• [The problem] Pick out each line of the records in which the word "this" appears.

• [Dataset excerpts]
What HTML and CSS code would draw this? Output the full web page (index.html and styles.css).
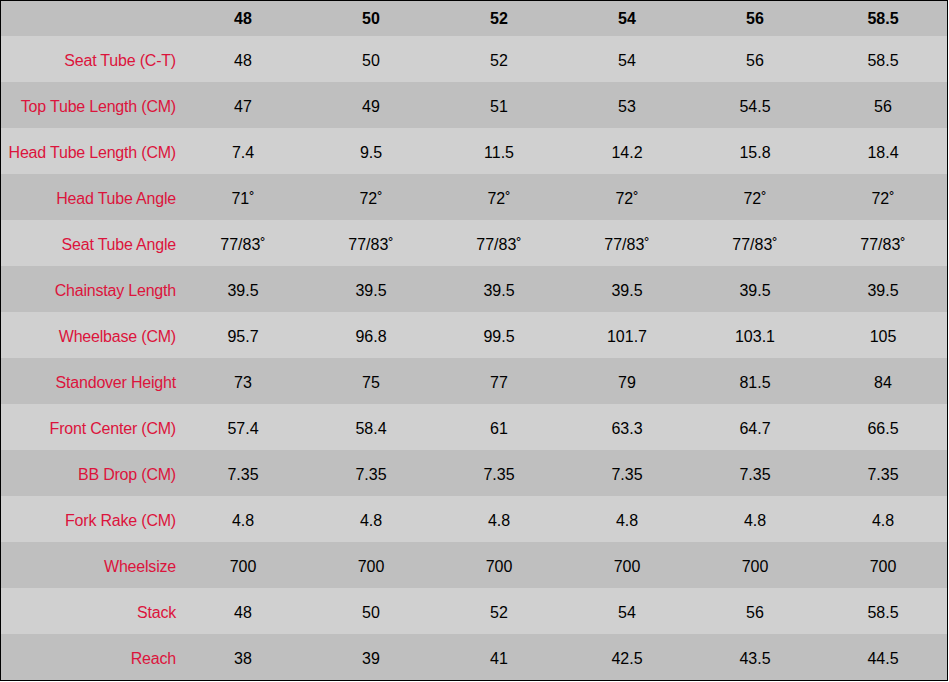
FILE: index.html
```html
<!DOCTYPE html>
<html>
<head>
<meta charset="utf-8">
<link rel="stylesheet" href="styles.css">
</head>
<body>
<table class="geo">
  <colgroup><col class="c-label"><col class="c-num"><col class="c-num"><col class="c-num"><col class="c-num"><col class="c-num"><col class="c-num"></colgroup>
  <thead>
    <tr class="head"><th></th><th>48</th><th>50</th><th>52</th><th>54</th><th>56</th><th>58.5</th></tr>
  </thead>
  <tbody>
    <tr><td class="label">Seat Tube (C-T)</td><td>48</td><td>50</td><td>52</td><td>54</td><td>56</td><td>58.5</td></tr>
    <tr><td class="label">Top Tube Length (CM)</td><td>47</td><td>49</td><td>51</td><td>53</td><td>54.5</td><td>56</td></tr>
    <tr><td class="label">Head Tube Length (CM)</td><td>7.4</td><td>9.5</td><td>11.5</td><td>14.2</td><td>15.8</td><td>18.4</td></tr>
    <tr><td class="label">Head Tube Angle</td><td>71˚</td><td>72˚</td><td>72˚</td><td>72˚</td><td>72˚</td><td>72˚</td></tr>
    <tr><td class="label">Seat Tube Angle</td><td>77/83˚</td><td>77/83˚</td><td>77/83˚</td><td>77/83˚</td><td>77/83˚</td><td>77/83˚</td></tr>
    <tr><td class="label">Chainstay Length</td><td>39.5</td><td>39.5</td><td>39.5</td><td>39.5</td><td>39.5</td><td>39.5</td></tr>
    <tr><td class="label">Wheelbase (CM)</td><td>95.7</td><td>96.8</td><td>99.5</td><td>101.7</td><td>103.1</td><td>105</td></tr>
    <tr><td class="label">Standover Height</td><td>73</td><td>75</td><td>77</td><td>79</td><td>81.5</td><td>84</td></tr>
    <tr><td class="label">Front Center (CM)</td><td>57.4</td><td>58.4</td><td>61</td><td>63.3</td><td>64.7</td><td>66.5</td></tr>
    <tr><td class="label">BB Drop (CM)</td><td>7.35</td><td>7.35</td><td>7.35</td><td>7.35</td><td>7.35</td><td>7.35</td></tr>
    <tr><td class="label">Fork Rake (CM)</td><td>4.8</td><td>4.8</td><td>4.8</td><td>4.8</td><td>4.8</td><td>4.8</td></tr>
    <tr><td class="label">Wheelsize</td><td>700</td><td>700</td><td>700</td><td>700</td><td>700</td><td>700</td></tr>
    <tr><td class="label">Stack</td><td>48</td><td>50</td><td>52</td><td>54</td><td>56</td><td>58.5</td></tr>
    <tr><td class="label">Reach</td><td>38</td><td>39</td><td>41</td><td>42.5</td><td>43.5</td><td>44.5</td></tr>
  </tbody>
</table>
</body>
</html>
```
FILE: styles.css
```css
html, body {
  margin: 0;
  padding: 0;
  background: #ffffff;
}
.geo {
  border-collapse: separate;
  border-spacing: 0;
  border: 1px solid #000000;
  width: 948px;
  table-layout: fixed;
  font-family: "Liberation Sans", Arial, sans-serif;
  font-size: 16px;
  line-height: 18px;
  color: #000000;
}
.c-label { width: 178px; }
.c-num { width: 128px; }
.geo th, .geo td {
  padding: 0;
  text-align: center;
  vertical-align: middle;
}
.head {
  background: #bfbfbf;
}
.head th {
  height: 35px;
  font-weight: bold;
  padding-top: 0;
  box-sizing: border-box;
}
.geo tbody td {
  height: 46px;
  padding-top: 4px;
  box-sizing: border-box;
}
.geo tbody tr:nth-child(odd) {
  background: #d0d0d0;
}
.geo tbody tr:nth-child(even) {
  background: #bfbfbf;
}
.geo td.label {
  text-align: right;
  color: #dc143c;
  padding-right: 3px;
  letter-spacing: -0.2px;
}
```
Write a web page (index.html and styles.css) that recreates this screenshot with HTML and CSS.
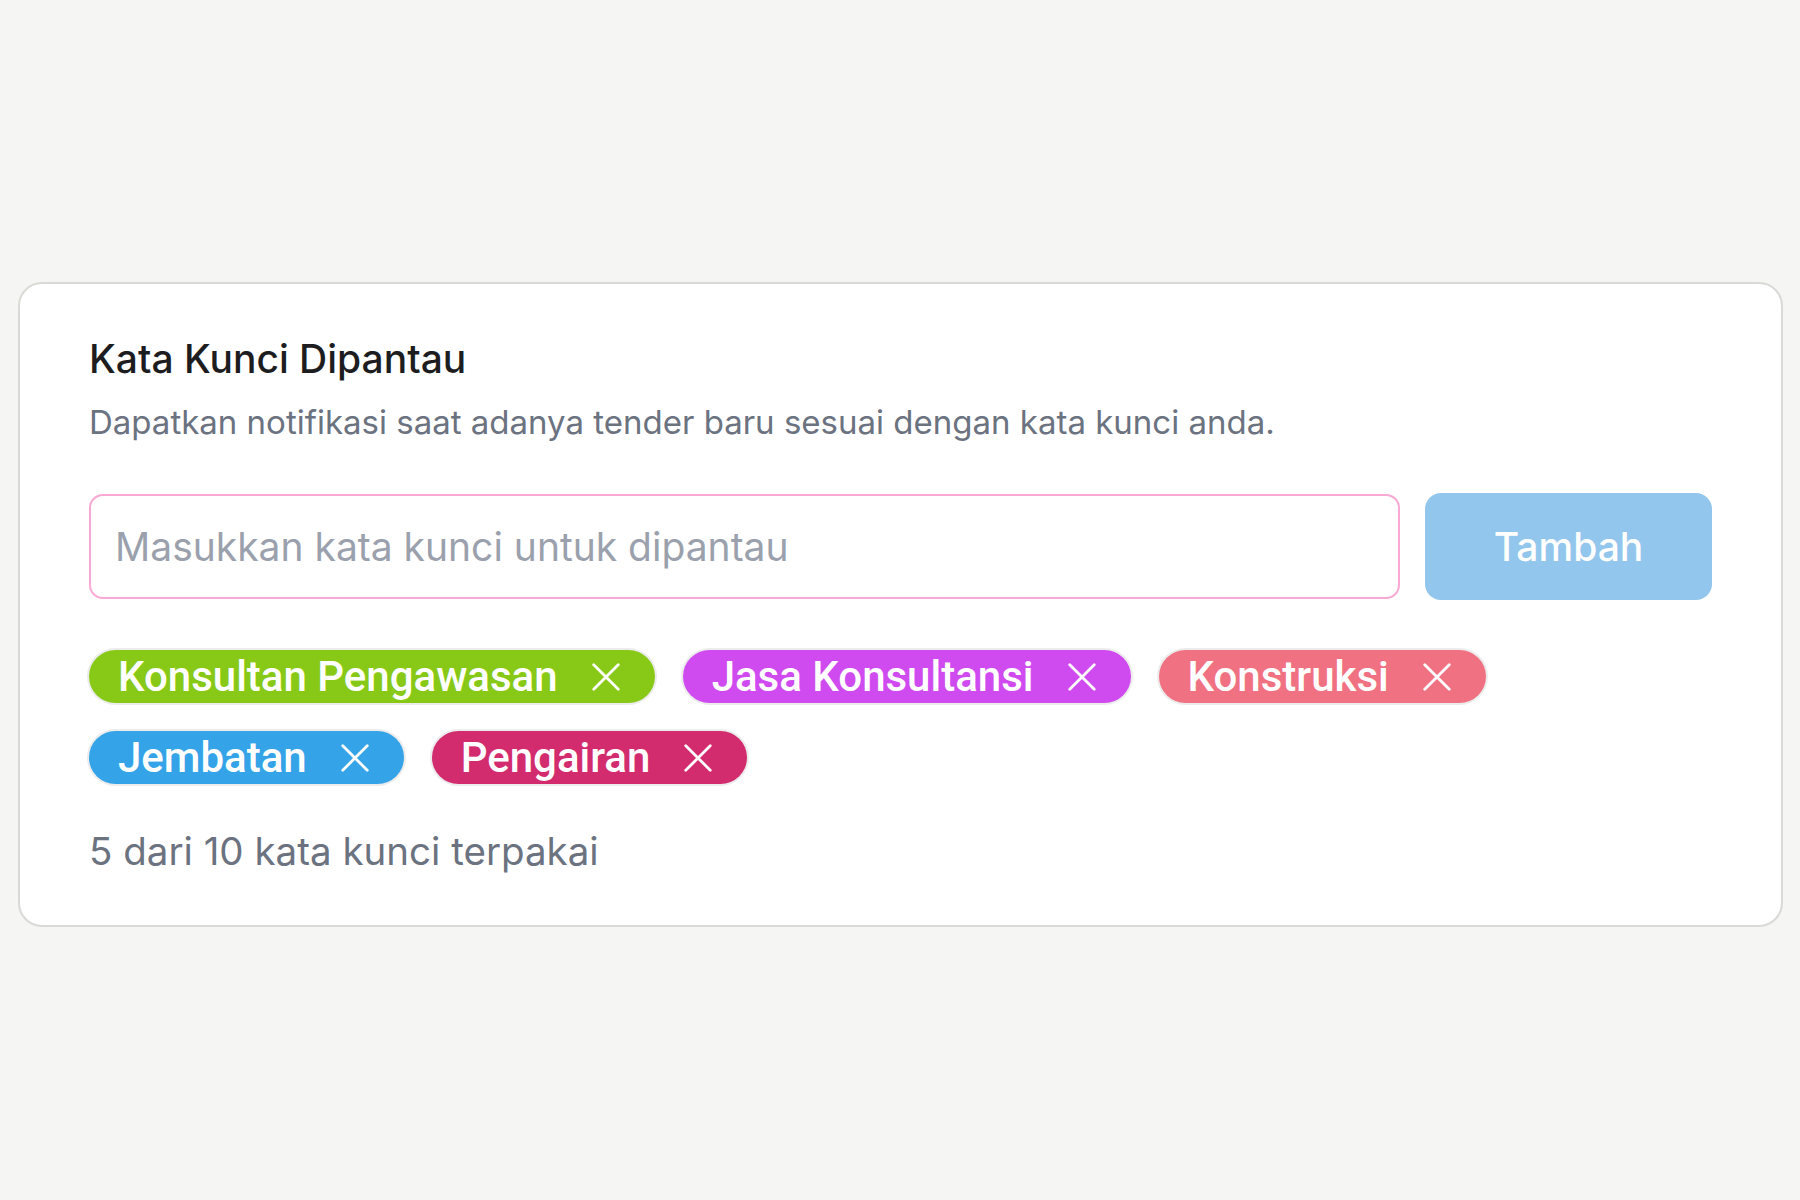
FILE: index.html
```html
<!DOCTYPE html>
<html lang="id">
<head>
<meta charset="UTF-8">
<title>Kata Kunci Dipantau</title>
<meta name="viewport" content="width=device-width, initial-scale=1.0">
<link rel="stylesheet" href="styles.css">
</head>
<body>
<div class="page">
  <section class="card">
    <h2 class="card-title">Kata Kunci Dipantau</h2>
    <p class="card-desc">Dapatkan notifikasi saat adanya tender baru sesuai dengan kata kunci anda.</p>

    <form class="keyword-form" onsubmit="return false;">
      <input class="keyword-input" type="text" placeholder="Masukkan kata kunci untuk dipantau">
      <button class="add-btn" type="submit">Tambah</button>
    </form>

    <div class="tags">
      <span class="tag tag-green">Konsultan Pengawasan
        <button class="tag-remove" type="button"><svg viewBox="0 0 24 24"><path d="M1.5 1.5L22.5 22.5M22.5 1.5L1.5 22.5"/></svg></button>
      </span>
      <span class="tag tag-purple">Jasa Konsultansi
        <button class="tag-remove" type="button"><svg viewBox="0 0 24 24"><path d="M1.5 1.5L22.5 22.5M22.5 1.5L1.5 22.5"/></svg></button>
      </span>
      <span class="tag tag-coral">Konstruksi
        <button class="tag-remove" type="button"><svg viewBox="0 0 24 24"><path d="M1.5 1.5L22.5 22.5M22.5 1.5L1.5 22.5"/></svg></button>
      </span>
      <span class="tag tag-blue">Jembatan
        <button class="tag-remove" type="button"><svg viewBox="0 0 24 24"><path d="M1.5 1.5L22.5 22.5M22.5 1.5L1.5 22.5"/></svg></button>
      </span>
      <span class="tag tag-pink">Pengairan
        <button class="tag-remove" type="button"><svg viewBox="0 0 24 24"><path d="M1.5 1.5L22.5 22.5M22.5 1.5L1.5 22.5"/></svg></button>
      </span>
    </div>

    <p class="usage">5 dari 10 kata kunci terpakai</p>
  </section>
</div>
</body>
</html>
```

FILE: styles.css
```css
body, html {
  margin: 0;
  height: 100%;
  background: #f5f5f3;
  font-family: Inter, "Liberation Sans", sans-serif;
  box-sizing: border-box;
}

.page {
  padding: 282px 17px 0 18px;
}

.card {
  background: #fff;
  border: 2px solid #d9d9d5;
  border-radius: 24px;
  padding: 53px 69px 51px;
}

.card-title {
  margin: 0;
  font-size: 39px;
  line-height: 44px;
  font-weight: 500;
  color: #1d1d1f;
}

.card-desc {
  margin: 21px 0 0;
  font-size: 33px;
  line-height: 40px;
  font-weight: 400;
  color: #6b7280;
}

.keyword-form {
  display: flex;
  gap: 25px;
  margin-top: 52px;
}

.keyword-input {
  flex: 1;
  height: 105px;
  box-sizing: border-box;
  border: 2px solid #f9a8d4;
  border-radius: 14px;
  padding: 0 24px;
  font-family: Inter, "Liberation Sans", sans-serif;
  font-size: 39px;
  color: #333;
  outline: none;
}
.keyword-input::placeholder {
  color: #9aa1ad;
}

.add-btn {
  width: 287px;
  height: 107px;
  margin-top: -1px;
  border: 0;
  border-radius: 16px;
  background: #93c6ec;
  color: #fff;
  font-family: Inter, "Liberation Sans", sans-serif;
  font-size: 39px;
  font-weight: 500;
}

.tags {
  display: flex;
  flex-wrap: wrap;
  gap: 28px;
  margin-top: 50px;
}

.tag {
  display: inline-flex;
  align-items: center;
  gap: 34px;
  height: 53px;
  box-sizing: border-box;
  padding: 0 35px 0 29px;
  border-radius: 27px;
  box-shadow: 0 0 0 2px #ececec;
  color: #fff;
  font-family: Roboto, "Liberation Sans", sans-serif;
  font-size: 42px;
  font-weight: 500;
  white-space: nowrap;
}

.tag-remove {
  display: flex;
  padding: 0;
  border: 0;
  background: none;
  cursor: pointer;
}
.tag-remove svg {
  width: 28px;
  height: 28px;
  fill: none;
  stroke: #fff;
  stroke-width: 2.4;
  stroke-linecap: round;
}

.tag-green { background: #88c918; }
.tag-purple { background: #cf4bef; }
.tag-coral { background: #f07282; }
.tag-blue { background: #34a3e8; }
.tag-pink { background: #d22c6e; }

.usage {
  margin: 44px 0 0;
  font-size: 38.5px;
  line-height: 46px;
  color: #6b7280;
}
```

• [Solution to the problem]
What HTML and CSS code would draw this? Output the full web page (index.html and styles.css).
Write a web page (index.html and styles.css) that recreates this screenshot with HTML and CSS.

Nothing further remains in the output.